Despite the prevalence of inner cities, the concept of a slum is nothing new in America. The infamous tenements in New York for poor European migrants, and the later shantytowns during the Great Depression (“Hoovervilles”) are two examples. However, the slum in the American mind has evolved specific racial features, and often the “inner cities” are used to criticize African-American culture in general, despite the large number of African-Americans in the more rural Deep South. It wasn’t always this way. In fact, many of the modern inner cities were once integrated. Langston Hughes had dated a Polish girl and had a Polish best friend in his hometown of Cleveland. However, once the Federal Housing Authority (FHA) began moving people to suburbs, it restricted suburbanization to Whites only, leaving many Blacks to rot in the city. The process, known as redlining, was simple: grade neighborhoods by a letter (A-D), then use the grade to determine eligibility for mortgage lending, a critical part of buying a suburban home for the working class in the city. While the mortgage lending should have been equally distributed, it was instead used to discriminate against African Americans. White flight, while somewhat motivated by racism, was more a federal policy than individual choices by European Americans. This has continued to this day, since homes are critical economic assets that allowed European Americans to move up to the middle and upper class.

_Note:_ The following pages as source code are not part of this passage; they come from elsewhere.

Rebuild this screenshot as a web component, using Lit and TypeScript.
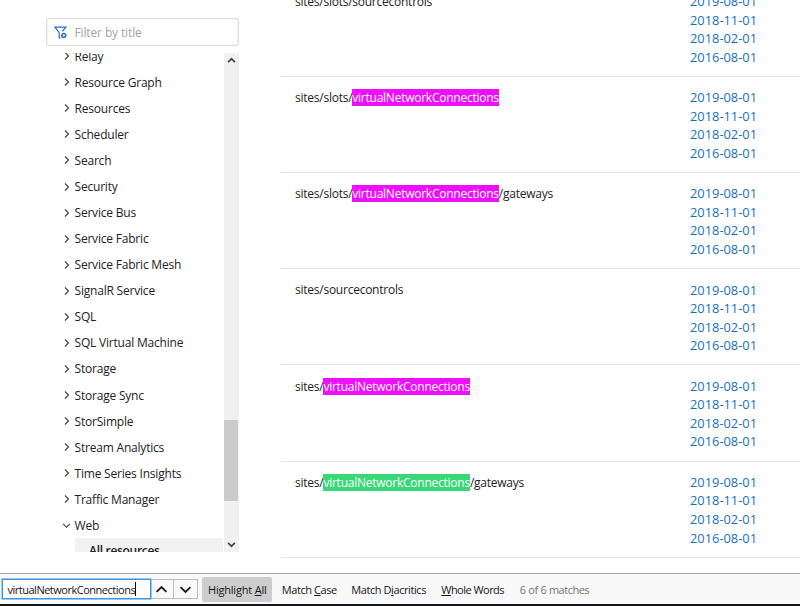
import { LitElement, html, css, svg, nothing } from "lit";
import { customElement } from "lit/decorators.js";

const TERM = "virtualNetworkConnections";
const VERSIONS = ["2019-08-01", "2018-11-01", "2018-02-01", "2016-08-01"];

interface Resource {
  before: string;
  hit?: "match" | "current";
  after?: string;
}

const RESOURCES: Resource[] = [
  { before: "sites/slots/sourcecontrols" },
  { before: "sites/slots/", hit: "match" },
  { before: "sites/slots/", hit: "match", after: "/gateways" },
  { before: "sites/sourcecontrols" },
  { before: "sites/", hit: "match" },
  { before: "sites/", hit: "current", after: "/gateways" },
];

const SERVICES = [
  "Relay", "Resource Graph", "Resources", "Scheduler", "Search", "Security",
  "Service Bus", "Service Fabric", "Service Fabric Mesh", "SignalR Service",
  "SQL", "SQL Virtual Machine", "Storage", "Storage Sync", "StorSimple",
  "Stream Analytics", "Time Series Insights", "Traffic Manager",
];

const chevron = (dir: "right" | "down" | "up", cls: string) => {
  const d = { right: "M3 1.5 6.5 5 3 8.5", down: "M1.2 3.1 5 6.9 8.8 3.1", up: "M1.2 6.9 5 3.1 8.8 6.9" }[dir];
  return html`<svg class=${cls} viewBox="0 0 10 10">${svg`<path d=${d} />`}</svg>`;
};

@customElement("doc-tree")
class DocTree extends LitElement {
  static styles = css`
    :host { display: block; width: 193px; margin: 18px 0 0 46px; flex: none; }
    .filter {
      box-sizing: border-box; height: 28px; border: 1px solid #dedede; border-radius: 2px;
      box-shadow: inset 0 0 0 1px #f3f3f3; letter-spacing: -.13px;
      display: flex; align-items: center; padding-left: 7px; color: #a3a3a3; font-size: 12px;
    }
    .funnel { width: 13px; height: 13px; margin-right: 7.5px; fill: none; stroke: #2b71c4; stroke-width: 1.2; }
    .funnel circle { stroke-width: 1.6; }
    .pane { display: flex; height: 499px; margin-top: 7px; overflow: hidden; }
    .list { flex: 1; margin-top: -9.8px; min-width: 0; }
    .item {
      display: flex; align-items: center; height: 26.07px; padding-left: 16px;
      font-size: 12px; letter-spacing: -.2px; color: #222;
    }
    .mark { width: 10px; height: 10px; margin-right: 2.5px; fill: none; stroke: #444; stroke-width: 1.2; }
    .open .mark { width: 9px; height: 9px; margin: 0 3.5px 0 0; }
    .child {
      margin-left: 29px; margin-right: 1px; padding-left: 14px; height: 26px; line-height: 26px;
      background: #f2f2f2; font-size: 12px; letter-spacing: -.3px; font-weight: 600; color: #222;
    }
    .bar {
      width: 15px; background: #f0f0f0; display: flex; flex-direction: column;
      align-items: flex-start; justify-content: space-between;
    }
    .arrow { width: 9px; height: 9px; margin: 3px 0 3px 2.5px; fill: none; stroke: #484848; stroke-width: 1.9; }
    .track { flex: 1; width: 15px; display: flex; }
    .thumb { width: 14.4px; height: 81px; margin-top: 352px; background: #cbcbcb; }
  `;
  render() {
    return html`
      <div class="filter">
        <svg class="funnel" viewBox="0 0 13 13">
          <path d="M6.4 11.8H5.2V6.6L1 1.2h10.8L8.4 5.4" /><circle cx="9.8" cy="9.4" r="1.9" />
        </svg>
        <span>Filter by title</span>
      </div>
      <div class="pane">
        <div class="list">
          ${SERVICES.map((s) => html`<div class="item">${chevron("right", "mark")}<span>${s}</span></div>`)}
          <div class="item open">${chevron("down", "mark")}<span>Web</span></div>
          <div class="child">All resources</div>
        </div>
        <div class="bar">
          ${chevron("up", "arrow")}
          <div class="track"><div class="thumb"></div></div>
          ${chevron("down", "arrow")}
        </div>
      </div>
    `;
  }
}

@customElement("resource-table")
class ResourceTable extends LitElement {
  static styles = css`
    :host { display: block; flex: 1; margin: -19.4px 0 0 42px; }
    .row {
      box-sizing: border-box; height: 96.2px; padding: 11.4px 0 0 14px; display: flex;
      border-bottom: 1px solid #e3e3e3; line-height: 18.55px; font-size: 12px; color: #222;
    }
    .name { width: 395px; white-space: nowrap; letter-spacing: -.245px; padding-top: .9px; }
    .match, .current { color: #fff; background: #ef0fff; }
    .current { background: #38d878; }
    .dates { display: flex; flex-direction: column; color: #1a6fbd; font-size: 12.85px; }
  `;
  render() {
    return RESOURCES.map((r) => html`
      <div class="row">
        <div class="name">${r.before}${r.hit ? html`<span class=${r.hit}>${TERM}</span>` : nothing}${r.after ?? nothing}</div>
        <div class="dates">${VERSIONS.map((v) => html`<span>${v}</span>`)}</div>
      </div>`);
  }
}

@customElement("find-bar")
class FindBar extends LitElement {
  static styles = css`
    :host {
      box-sizing: border-box; height: 33px; display: flex; align-items: center; background: #f9f9f9;
      border-top: 1px solid #a5a5a5; border-bottom: 2px solid #15151c; padding-left: 2px;
      font-size: 11px; letter-spacing: -.42px; color: #15151a; white-space: nowrap;
    }
    .field {
      box-sizing: border-box; width: 148.5px; height: 20px; border: 1px solid #3a96ea; background: #fff;
      box-shadow: 0 0 0 .5px #3a96ea; display: flex; align-items: center; padding-left: 4.5px;
      letter-spacing: -.49px;
    }
    .caret { width: 1px; height: 14px; background: #000; }
    .step {
      box-sizing: border-box; width: 23.7px; height: 20px; border: 1px solid #bcbcbc; border-left: none;
      display: flex; align-items: center; justify-content: center;
    }
    .icon { width: 13px; height: 13px; fill: none; stroke: #1a1a1a; stroke-width: 1.4; }
    .toggle {
      width: 70px; height: 25px; line-height: 25px; text-align: center; background: #cdcdcd;
      border-radius: 2px; margin-left: 4.4px; letter-spacing: -.2px;
    }
    .case { width: 69.5px; margin-left: 9.5px; }
    .dia { width: 90px; }
    .whole { width: 78.5px; letter-spacing: -.53px; }
    .count { color: #747474; letter-spacing: -.5px; word-spacing: .4px; }
    u { text-underline-offset: 1px; text-decoration-thickness: 1px; }
  `;
  render() {
    return html`
      <div class="field"><span class="term">${TERM}</span><span class="caret"></span></div>
      <div class="step">${chevron("up", "icon")}</div>
      <div class="step">${chevron("down", "icon")}</div>
      <div class="toggle">Highlight <u>A</u>ll</div>
      <div class="case">Match <u>C</u>ase</div>
      <div class="dia">Match D<u>i</u>acritics</div>
      <div class="whole"><u>W</u>hole Words</div>
      <div class="count">6 of 6 matches</div>
    `;
  }
}

@customElement("app-root")
class AppRoot extends LitElement {
  static styles = css`
    :host {
      display: flex; flex-direction: column; width: 800px; height: 606px; overflow: hidden;
      background: #fff; font-family: "Open Sans", "Noto Sans", sans-serif;
    }
    .page { display: flex; height: 573px; overflow: hidden; align-items: flex-start; }
  `;
  render() {
    return html`
      <div class="page"><doc-tree></doc-tree><resource-table></resource-table></div>
      <find-bar></find-bar>
    `;
  }
}
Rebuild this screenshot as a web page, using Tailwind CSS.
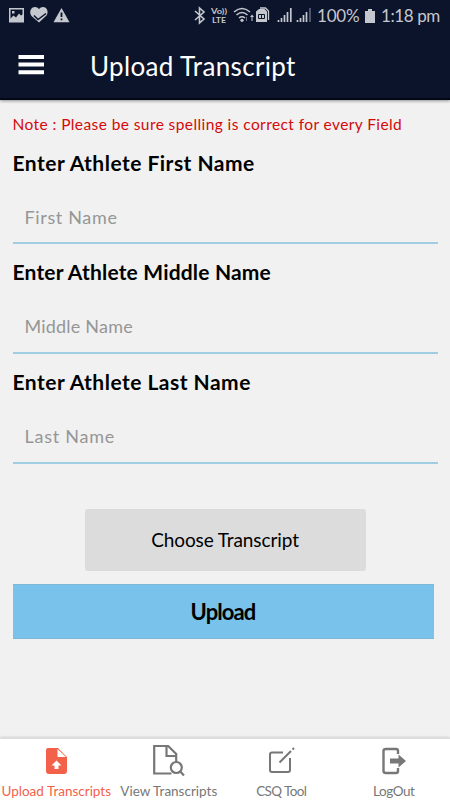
<!DOCTYPE html>
<html lang="en">
<head>
<meta charset="utf-8">
<meta name="viewport" content="width=device-width, initial-scale=1">
<title>Upload Transcript</title>
<script src="https://cdn.jsdelivr.net/npm/@tailwindcss/browser@4"></script>
</head>
<body class="w-[450px] h-[800px] overflow-hidden bg-[#f1f1f1] font-[Lato,sans-serif] text-black">
<div class="flex h-full flex-col whitespace-nowrap">
  <header class="h-[100px] shrink-0 border-b-2 border-[#030817] bg-[#0b142b] shadow-[0_1px_3px_#0006]">
    <div class="flex h-[32px] items-center justify-between pl-[8px] pr-[10px] text-[#c5c7ce]">
      <svg class="h-[32px] w-[64px]" viewBox="8 0 64 32" fill="currentColor">
        <path fill-rule="evenodd" d="M9 8h15v14.500H9zM10.500 9.500v9l3-3 2.500 2 3-4 2 2 1.500-1V9.500zM12 11h2.500v2.500H12z"/>
        <path d="M39 22.500L31.500 16C28.500 12 31 7 35 7q2.500 0 4 2 1.500-2 4-2c4 0 6 5 3.500 8.500z"/>
        <path d="M34 15.500l4 4 8-6" fill="none" stroke="#0b142b" stroke-width="1.500"/>
        <path d="M61.500 8l8 14.300h-16z"/><path d="M61.500 12.500v4.500M61.500 18.500v1.800" stroke="#0b142b" stroke-width="1.800"/>
      </svg>
      <div class="flex h-[32px] items-center">
        <svg class="h-[32px] w-[120px]" viewBox="192 0 120 32" fill="currentColor">
          <path d="M194 11l9 8-4.500 4V8l4.500 4-9 8" fill="none" stroke="currentColor" stroke-width="1.600"/>
          <text x="210" y="13.500" font-size="7" font-weight="700" textLength="16" lengthAdjust="spacingAndGlyphs">Vo))</text>
          <text x="211" y="22.500" font-size="7.500" font-weight="700" textLength="14" lengthAdjust="spacingAndGlyphs">LTE</text>
          <g fill="none" stroke="currentColor" stroke-width="1.600"><path d="M233 12q8-7 16 0M235.500 15q5.500-5 11 0M238 18q3-2.500 6 0"/></g>
          <circle cx="241" cy="20.300" r="1.600"/>
          <path d="M250.500 21v-4h-1.500l2-2.500 2 2.500h-1.500v4z"/><path d="M245.500 17v4" stroke="#69708a"/>
          <path d="M255 11.500l3-2.500h5.500l2.500 2.500V22h-11z"/><path d="M259 8h5.500l3 3v9" fill="none" stroke="currentColor" stroke-width="1.300"/>
          <path d="M257.500 14.500h6v4h-6zM260.500 14.500v4" fill="none" stroke="#0b142b"/>
          <g stroke="currentColor" stroke-width="1.700"><path d="M277.500 22v-2M280.500 22v-4M283.500 22v-7M286.500 22V12M289.800 22V8M296.500 22v-2M299.500 22v-4M302.500 22v-7"/><path d="M305.500 22V12"/><path d="M309 22V8" stroke="#59617a"/></g>
        </svg>
        <span class="ml-[4px] w-[43px] text-[17px] tracking-[-.2px]">100%</span>
        <svg class="ml-[4px] h-[16px] w-[12px]" viewBox="0 0 12 16" fill="currentColor"><path d="M4 1h4v2h3v12H1V3h3z"/></svg>
        <span class="ml-[5px] w-[59px] text-[17px] tracking-[-.4px]">1:18 pm</span>
      </div>
    </div>
    <div class="flex h-[66px] items-center pl-[18px]">
      <svg class="h-[22px] w-[26px]" viewBox="0 0 26 22" stroke="#fff" stroke-width="4"><path d="M.5 3h25.500M.5 10.500h25.500M.5 18.200h25.500"/></svg>
      <h1 class="ml-[46px] pt-px text-[26px] leading-[32px] tracking-[.35px] text-white">Upload Transcript</h1>
    </div>
  </header>
  <main class="flex flex-1 flex-col px-[12.500px] pt-[14px]">
    <p class="h-[20px] text-[15.500px] leading-[20px] tracking-[.41px] text-[#d40a0a]">Note : Please be sure spelling is correct for every Field</p>
    <label class="mt-[15px] h-[28px] text-[21px] font-bold leading-[28px] tracking-[.48px]">Enter Athlete First Name</label>
    <div class="mt-[15px] h-[52px] border-b-2 border-[#9fcde2] pl-[12px] pt-[12px] text-[18px] leading-[26px] tracking-[.65px] text-[#969696]">First Name</div>
    <label class="mt-[14px] h-[28px] text-[21px] font-bold leading-[28px] tracking-[.18px]">Enter Athlete Middle Name</label>
    <div class="mt-[15px] h-[53px] border-b-2 border-[#9fcde2] pl-[12px] pt-[12px] text-[18px] leading-[26px] tracking-[.2px] text-[#969696]">Middle Name</div>
    <label class="mt-[14px] h-[28px] text-[21px] font-bold leading-[28px] tracking-[.48px]">Enter Athlete Last Name</label>
    <div class="mt-[15px] h-[53px] border-b-2 border-[#9fcde2] pl-[12px] pt-[12px] text-[18px] leading-[26px] tracking-[.75px] text-[#969696]">Last Name</div>
    <button class="ml-[72px] mt-[45px] h-[62px] w-[281px] rounded-[3px] bg-[#dcdcdc] pt-px text-[19px] tracking-[-.1px]">Choose Transcript</button>
    <button class="mt-[13px] h-[55px] w-[421px] border-y border-[#80b7d4] bg-[#79c2eb] text-[22px] font-bold tracking-[-.9px]">Upload</button>
  </main>
  <nav class="grid h-[62px] shrink-0 grid-cols-4 border-t border-[#dedede] bg-white text-center text-[13.500px] leading-[18px] text-[#777] shadow-[0_-1px_2px_#0002]">
    <div class="flex flex-col items-center text-[#f4614a]">
      <svg class="h-[43px] w-[40px]" viewBox="0 0 40 43"><path fill="currentColor" fill-rule="evenodd" d="M12 9h10l9 9v14q0 3-3 3H13q-3 0-3-3V11q0-2 2-2zM21.500 10v8H30z"/><path fill="#fff" d="M20.500 21.500l5 5h-3V30h-4v-3.500h-3z"/></svg>
      <span>Upload Transcripts</span>
    </div>
    <div class="flex flex-col items-center">
      <svg class="h-[43px] w-[40px]" viewBox="149 739 40 43" fill="none" stroke="currentColor" stroke-width="2.200"><path d="M171.500 773.500h-17.300v-27.500h14l8 8v8M166.500 746v10h10"/><circle cx="176.300" cy="767.500" r="5.500"/><path d="M180 771.300l4 4.200"/></svg>
      <span>View Transcripts</span>
    </div>
    <div class="flex flex-col items-center">
      <svg class="h-[43px] w-[40px]" viewBox="261 739 40 43" fill="none" stroke="currentColor" stroke-width="2"><path d="M283 752.500h-11q-2 0-2 2v15.500q0 2 2 2h16q2 0 2-2v-12M279.500 762.500L291 751M292.500 749.500l1.500-1.500"/></svg>
      <span class="tracking-[-.6px]">CSQ Tool</span>
    </div>
    <div class="flex flex-col items-center">
      <svg class="h-[43px] w-[40px]" viewBox="374 739 40 43" fill="none" stroke="currentColor" stroke-width="2.400"><path d="M398 754v-3q0-2-2-2h-10q-2.500 0-2.500 2v20q0 2 2.500 2h10q2 0 2-2v-3"/><path fill="currentColor" stroke="none" d="M390 758.500h8.500v-4l7.500 6.500-7.500 6.500v-4H390z"/></svg>
      <span class="tracking-[-.4px]">LogOut</span>
    </div>
  </nav>
</div>
</body>
</html>
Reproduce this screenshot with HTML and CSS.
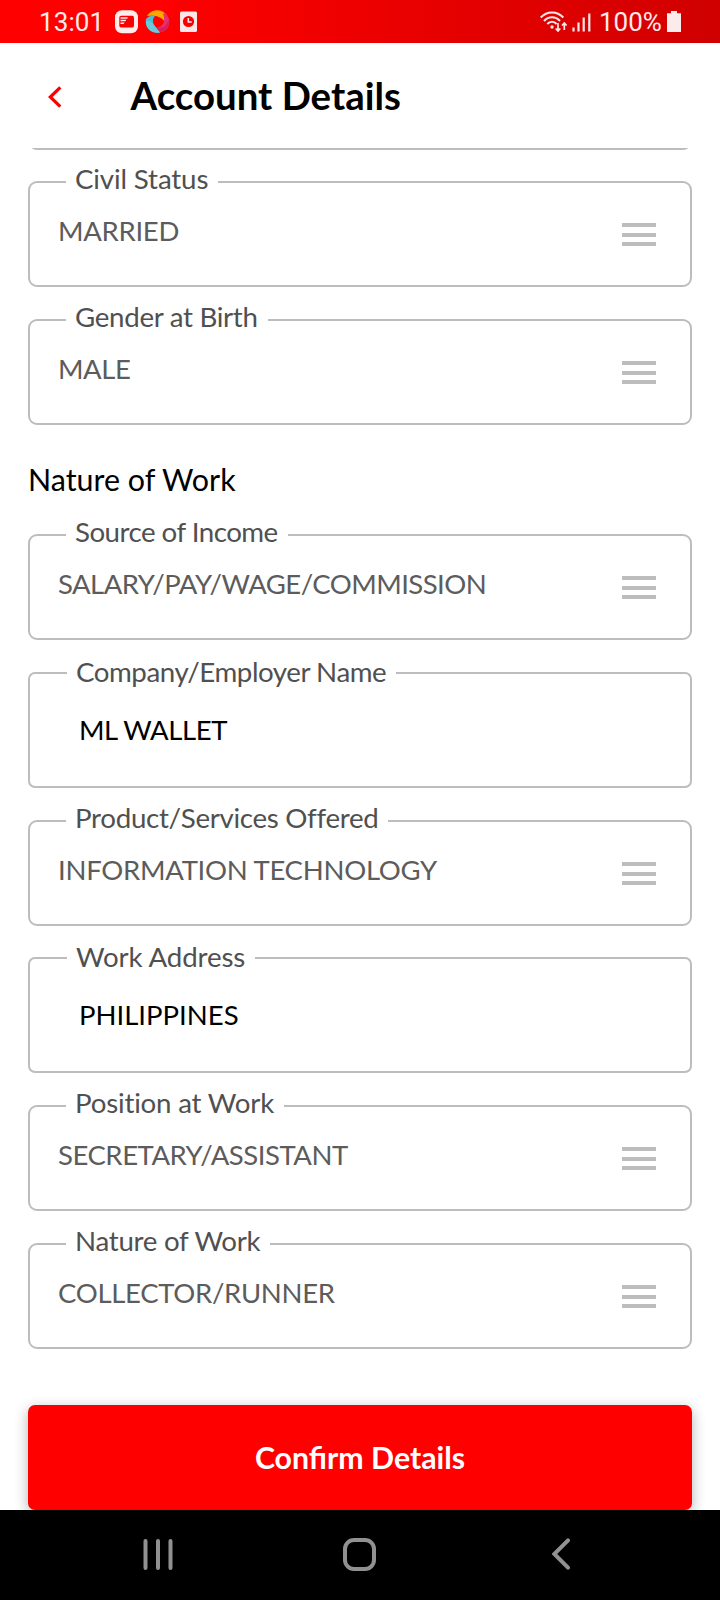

The million-dollar question of course is: how do we deal with this? A key suggestion from many sociologists and members of the inner-city African American community is to issue reparations for the damages done historically. This is not a new idea, as the US has already given reparations to slaveowners in the District of Columbia Emancipation Act. Every year, John Conyers Jr, a Democratic representative from Michigan, has proposed House Resolution 40, a resolution which would research a solution for slavery reparations. Though HR 40 has never been passed, it could if enough pressure is applied to the House and Senate.